Defense Secretary Robert Gates plans to step down sometime next year, leaving to his successor a long list of to-dos ranging from operations in Iraq and Afghanistan to efforts to get the Pentagon's sprawling budget under control.
Gates, whose departure date has long been a subject of speculation, told Foreign Policy magazine in an interview published Monday that he would leave well before the 2012 presidential election because waiting until the end of President Obama's first term would make the job more difficult to fill.
"I think that it would be a mistake to wait until January 2012," Gates said. "This is not the kind of job you can fill in the spring of an election year," he added.
Pentagon spokesman Geoff Morrell Monday characterized Gates' statements as "the secretary musing to a reporter about when it would make sense" to retire. Morrell said Gates, who recently proposed dramatic steps to make Pentagon spending more efficient, will "clearly [be] here well into next year."
Morrell also quipped that Gates, who initially planned to retire at the end of the Bush administration, has been a "miserable failure about retirement" because his "sense of duty and responsibility have trumped his desires."
Nonetheless, the secretary's comments provide Pentagon watchers with a window for the secretary's retirement - and add fuel to the speculation about who will succeed him.
The next Defense secretary will inherit Gates' plan to slash overhead and other unnecessary costs within the Pentagon budget by more than $100 billion over the next five years and redirect those savings to other, higher-priority items.
Gates' goal is to preserve money for force structure and modernization, but some of the details - including closing the Norfolk, Va.-based Joint Forces Command and nixing dozens of general officer posts - could be a difficult sell.
Even more difficult could be preserving real growth in the Pentagon's budget, particularly as operations overseas wind down and the administration gets serious about deficit reduction. While Gates wants to maintain at least a small measure of real growth, many analysts think doing so will be impossible.
The next secretary will likely have the difficult job of managing a decreasing defense budget, said Gordon Adams, the Office of Management and Budget's associate director of national security during the Clinton administration. At the same time, the secretary will be managing a December 2011 date to withdraw all U.S. forces from Iraq, as well as possibly winding down operations in Afghanistan.

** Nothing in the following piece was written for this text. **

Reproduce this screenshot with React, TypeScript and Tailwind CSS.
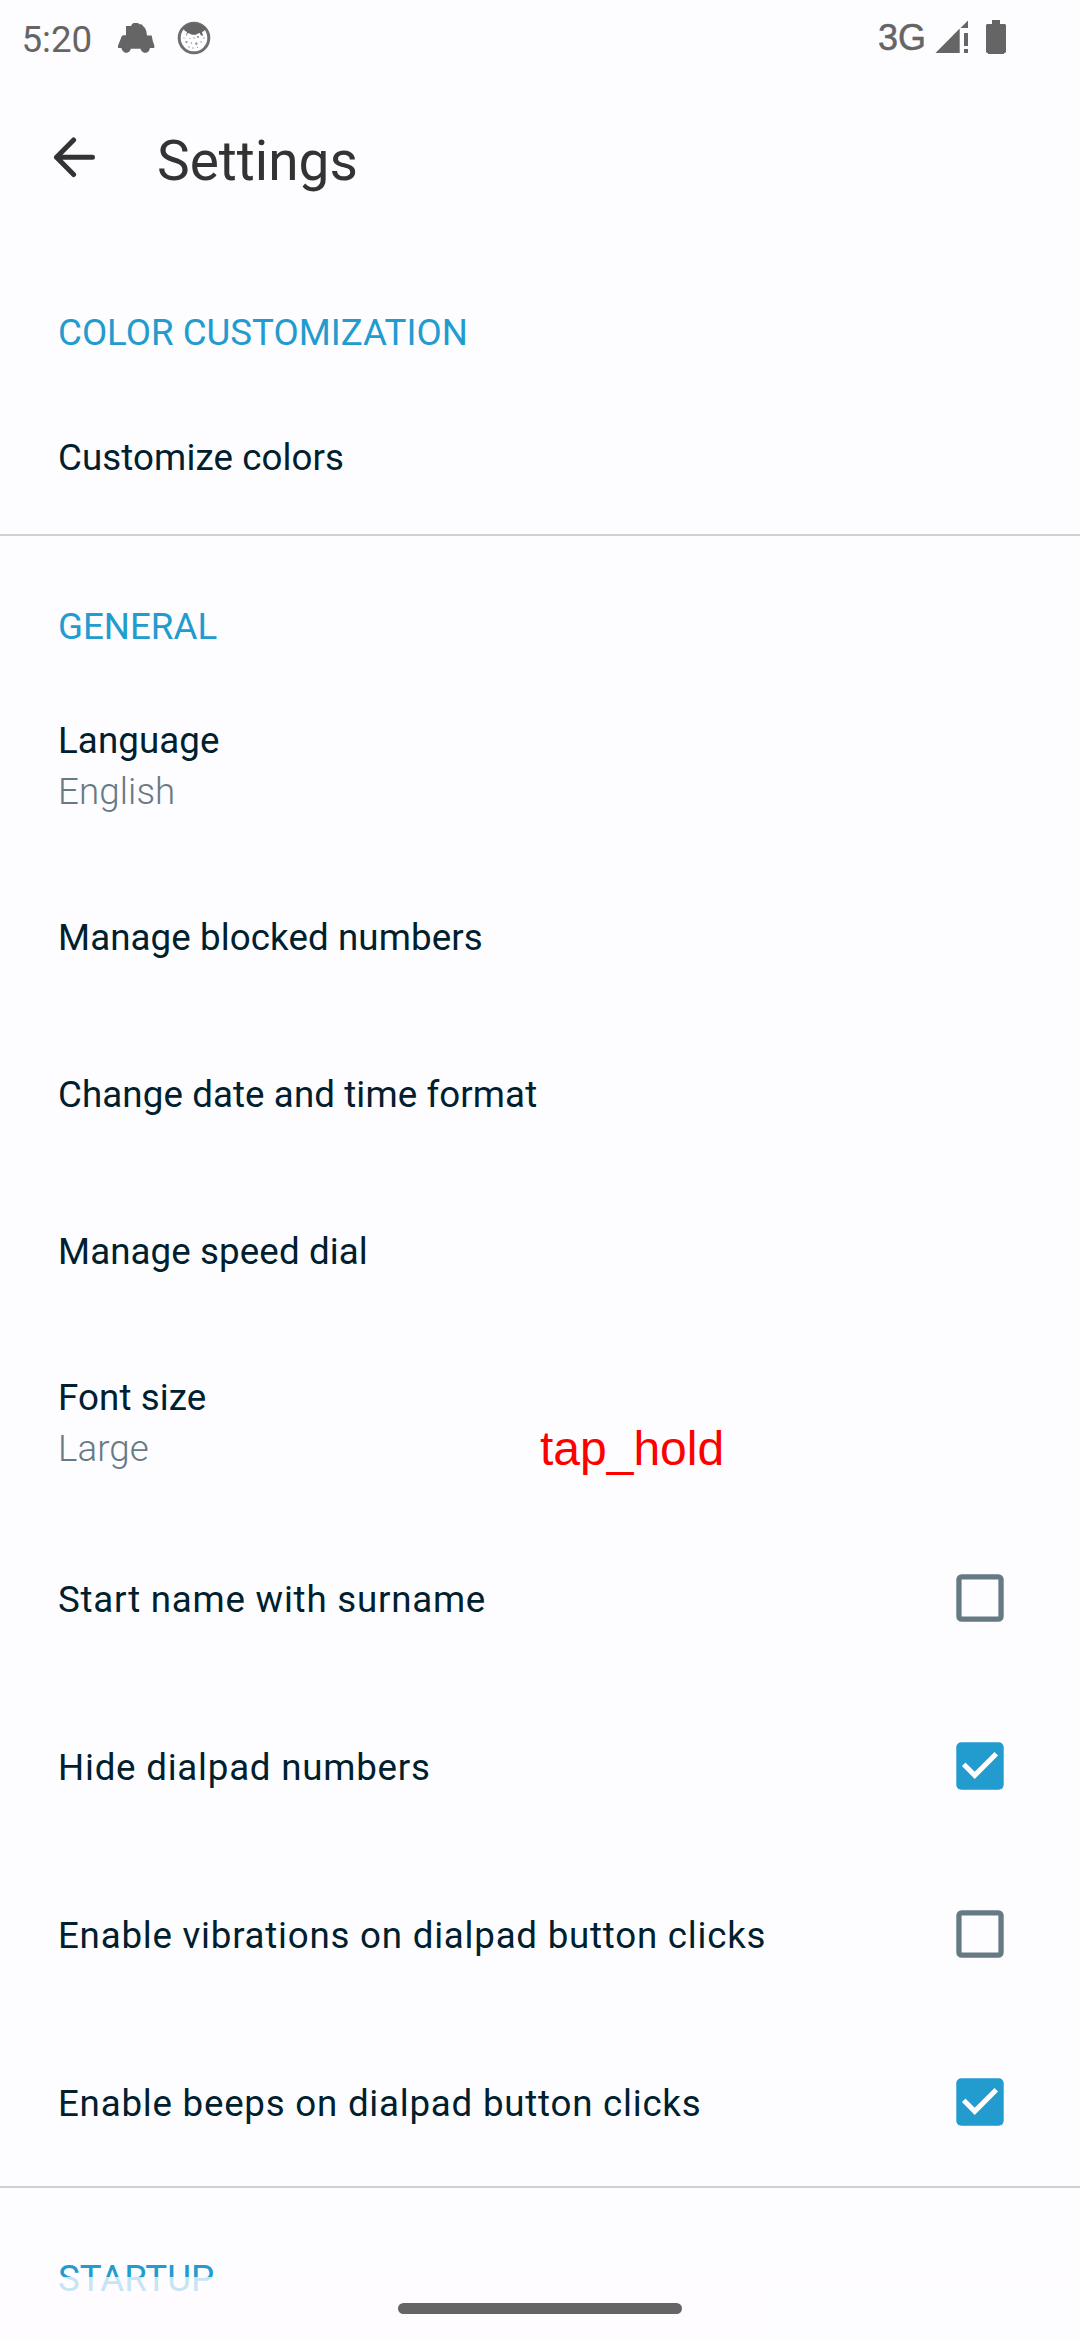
import React from "react";

function CarIcon() {
  return (
    <svg width="38" height="32" viewBox="0 0 38 32" fill="#656565">
      <path d="M14 2.300L15.500 1H20L21.300 2.300H23.500L25 4L27 6L28.300 9L29 13.500H33.700L34.700 18.700L36.300 23.500V26H32L31 29L28.500 30.700H26L23.500 29L22.500 26.700H13L11.300 29.700L9 30.700H7L4.500 28.700L3.300 26H0V23.500L2.300 18L3.500 14.500L5 13.300H8V4H13Z" />
    </svg>
  );
}

function CatIcon() {
  return (
    <svg width="34" height="34" viewBox="0 0 34 34">
      <circle cx="17" cy="17" r="14.8" fill="#fdfcff" stroke="#6e6e6e" strokeWidth="3" />
      <path
        d="M6 7Q10 2.500 17 2.300Q24 2.500 29 7L27 10L25 11l1 4-2.200-.8-1-2.200q-2 .3-3 1.200q-3 1.200-6 0q-1-.9-3-1.200l-1 2.200L9 15l1-4-2-1z"
        fill="#656565"
      />
      <g fill="#8a8a8a">
        <circle cx="9.500" cy="21" r="1.100" />
        <circle cx="19.300" cy="22.600" r="1.200" />
        <circle cx="14.500" cy="22" r=".7" />
        <circle cx="24" cy="21" r=".7" />
        <circle cx="21" cy="16" r="1" />
        <circle cx="17" cy="17" r=".7" />
        <circle cx="13" cy="17.500" r=".6" />
        <circle cx="27" cy="17" r=".7" />
        <circle cx="7" cy="17" r=".6" />
        <circle cx="12" cy="26" r=".7" />
        <circle cx="16" cy="27" r=".7" />
        <circle cx="20.500" cy="26.500" r=".6" />
      </g>
    </svg>
  );
}

function StatusBar() {
  return (
    <div className="flex h-[80px] items-start justify-between text-[#656565]">
      <div className="flex items-start">
        <span className="ml-[21.5px] mt-[17px] w-[96.5px] text-[36.7px] leading-[45px]">5:20</span>
        <span className="mt-[22px]">
          <CarIcon />
        </span>
        <span className="ml-[21px] mt-[21px]">
          <CatIcon />
        </span>
      </div>
      <div className="flex items-start">
        <span className="mt-[17px] w-[57px] font-['Liberation_Sans',sans-serif] text-[36px] leading-[42px] [-webkit-text-stroke:0.5px_#656565]">
          3G
        </span>
        <svg className="mt-[20px]" width="34" height="34" viewBox="0 0 34 34" fill="#656565">
          <path d="M0.500 33L24.700 8.500V33zM25.500 8L33 .5V8zM29 13h4v13h-4zM29 29h4v4h-4z" />
        </svg>
        <svg className="ml-[17px] mr-[74px] mt-[20px]" width="20" height="34" viewBox="0 0 20 34" fill="#656565">
          <path d="M6 0h8v4h5l1 1v27l-1 1h-1v1H2v-1H1l-1-1V5l1-1h5z" />
        </svg>
      </div>
    </div>
  );
}

function Toolbar() {
  return (
    <header className="flex h-[162px] items-start text-[#333333]">
      <svg className="ml-[53px] mt-[56px]" width="42" height="42" viewBox="0 0 42 42" fill="none" stroke="#333333" strokeWidth="5" strokeLinecap="round" strokeLinejoin="round">
        <path d="M20.600 4L3.500 21.300L20.600 38.500M3.500 21.300H39.500" />
      </svg>
      <h1 className="ml-[62px] mt-[49px] text-[55px] leading-[64px]">Settings</h1>
    </header>
  );
}

function SectionTitle({ children }: { children: string }) {
  return <h2 className="h-[137px] pl-[58px] pt-[68px] text-[36.7px] leading-[45px] text-[#229bce]">{children}</h2>;
}

function Row({ label, value, size }: { label: string; value?: string; size: string }) {
  return (
    <div className={`flex flex-col justify-center gap-[6px] pl-[58px] pt-[2px] text-[36.7px] leading-[45px] tracking-[0.1px] ${size}`}>
      <span className="text-[#00202e]">{label}</span>
      {value && <span className="font-light text-[#667a84]">{value}</span>}
    </div>
  );
}

function CheckRow({ label, checked }: { label: string; checked?: boolean }) {
  return (
    <div className="flex h-[168px] items-center justify-between pl-[58px] pr-[76px] text-[36.7px] leading-[45px] tracking-[0.77px] text-[#00202e]">
      <span className="pt-[2px]">{label}</span>
      <svg width="48" height="48" viewBox="0 0 48 48" fill="none">
        {checked ? (
          <>
            <rect x="0.300" y="0.300" width="47.400" height="47.400" rx="5" fill="#229bce" />
            <path d="M7.700 22.300L18.700 33.300L40.300 11.700" stroke="#fdfcff" strokeWidth="5.100" />
          </>
        ) : (
          <rect x="2.950" y="2.950" width="42.100" height="42.100" rx="2.600" stroke="#667a84" strokeWidth="5.300" />
        )}
      </svg>
    </div>
  );
}

function Divider() {
  return <div className="h-[2px] bg-[#d0d0d3]" />;
}

export default function App() {
  return (
    <div className="relative h-[2340px] w-[1080px] overflow-hidden bg-[#fdfcff] font-[Roboto,sans-serif] font-normal">
      <StatusBar />
      <Toolbar />
      <SectionTitle>COLOR CUSTOMIZATION</SectionTitle>
      <Row label="Customize colors" size="h-[155px]" />
      <Divider />
      <SectionTitle>GENERAL</SectionTitle>
      <Row label="Language" value="English" size="h-[184px]" />
      <Row label="Manage blocked numbers" size="h-[158px]" />
      <Row label="Change date and time format" size="h-[157px]" />
      <Row label="Manage speed dial" size="h-[157px]" />
      <Row label="Font size" value="Large" size="h-[185px]" />
      <CheckRow label="Start name with surname" />
      <CheckRow label="Hide dialpad numbers" checked />
      <CheckRow label="Enable vibrations on dialpad button clicks" />
      <CheckRow label="Enable beeps on dialpad button clicks" checked />
      <Divider />
      <SectionTitle>STARTUP</SectionTitle>

      <span className="absolute left-[540px] top-[1421px] font-['Liberation_Sans',sans-serif] text-[48px] leading-[56px] text-[#ff0000]">
        tap_hold
      </span>
      <div className="absolute bottom-0 left-0 flex h-[63px] w-full justify-center bg-[#fdfcff]/75 pt-[26px]">
        <div className="h-[11px] w-[284px] rounded-full bg-[#656565]" />
      </div>
    </div>
  );
}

"If not God, [Gates' successor will be] very close because it's going to be a superhuman job," said Adams, who now teaches at American University and was one of several analysts who met with Gates last week to discuss his cost-cutting plan. "There aren't that many people in Washington with that level of heft and credibility."
Adams added that Gates' successor will have to have credibility both within the Defense Department and on Capitol Hill, where Gates has won most of his budget battles.
Also important is selecting someone willing to serve in the post for the long haul. The initiatives he or she will inherit - particularly reforming the internal bureaucratic management of the Pentagon - "demand someone ... who is going to give them sustained attention and leadership," Adams said.
Lawrence Korb, a senior fellow at the Center for American Progress, said Gates has posed many interesting questions about the size and shape of the post-Iraq and Afghanistan military. But following through on many of those questions will be up to Gates' successor.
Considering what he or she will inherit, the next Defense secretary will have to know the issues, ranging from ongoing military operations to Pentagon management, Korb said. Other key characteristics for the next secretary, Korb said, are the ability to make tough decisions and to rise above partisan politics.
Neither Adams nor Korb believe the next secretary will be a retired high-ranking military officer. Despite Obama's penchant for bringing ex-military leaders into his administration, Adams said former generals and admirals are simply too entrenched in the military bureaucracy to bring about change.